Jarring history: Virginia's past a la Krueger

I don’t want to go back to high school. No one I know wants to go back to high school. However, this isn’t the case with a few new Peggy Sue Got Married-style shows on the big networks, and also for Michael Krueger, who also seems to think it’s a good idea.
Not just high school in concept, but Krueger’s own high school self looms over his somewhat Virginia-themed exhibit at Second Street, “Everyday Alchemy.” The artist, a University of Kansas professor, unearths his old high school notebooks and uses them as inspiration for his own aesthetic, and then does himself one better as he actually incorporates pages from his notebooks into his work. 
The high school-ization of Krueger’s artwork begins with a series of pencil drawings done in red, blue, and good old gray/black #2 lead pencil. These dioramas certainly look like the work of a daydreaming study hall artist, though drawn with a steadier, trained hand. As with many notebook sketches, there are images of people and vehicles rendered in thick, hard-pressed pencil stroke.
Krueger’s imagination, though, comes tempered with irony and laden with Virginia historical elements. In “Ubiquitous Histories: Washington’s Double,” George Washington appears to be crossing a pond in a motorboat, surrounded by anachronistic elements such as downed telephone poles, a half-buried woolly mammoth, and a fleet of helicopters. What appear to be perspective lines (though they have little to do with the perspective of the drawings) run across Krueger’s scenes like refugees from Art 1. 
A fair amount of the remainder of the exhibit is left to Krueger’s plates– as in the kind you eat from when we’re not in a drought– decorated with china paint and hung on the gallery wall. The plates all have images that you wouldn’t expect to pop up beneath a cube of mac and cheese. Krueger includes odd elements, like a vomiting lion, as well as pop cultural artifacts from his youth, such as characters from the video game Pac Man. 
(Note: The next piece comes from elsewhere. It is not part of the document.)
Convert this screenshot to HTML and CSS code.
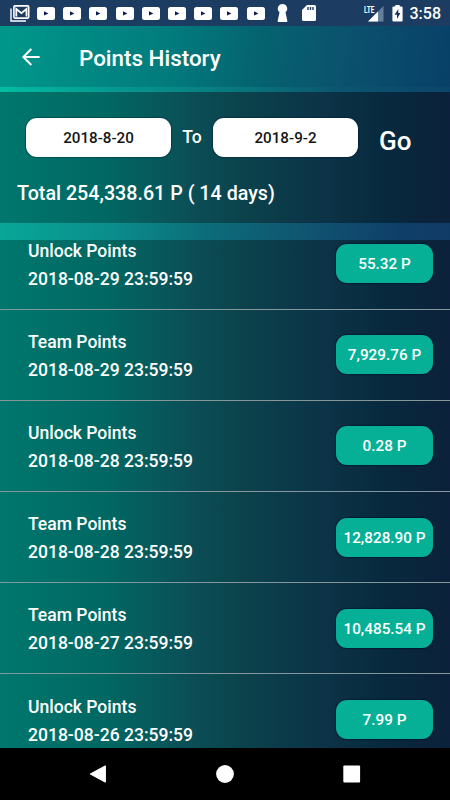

And with these plates, Krueger has just about filled this exhibit to capacity with self-consciously clever art. People will like “Everyday Alchemy,” because it’s sorta funny in that doesn’t-make-you-laugh kinda way. But it’s also too easy, and does little besides further cluttering an already crowded pop culture universe.


At the Second Street Gallery, Michael Krueger’s “Everyday Alchemy,” an exhibit of recent prints, drawings, and small sculptures, many taking Virginia history as their subject matter, is on view. 201 Second St. NW. 977-7284.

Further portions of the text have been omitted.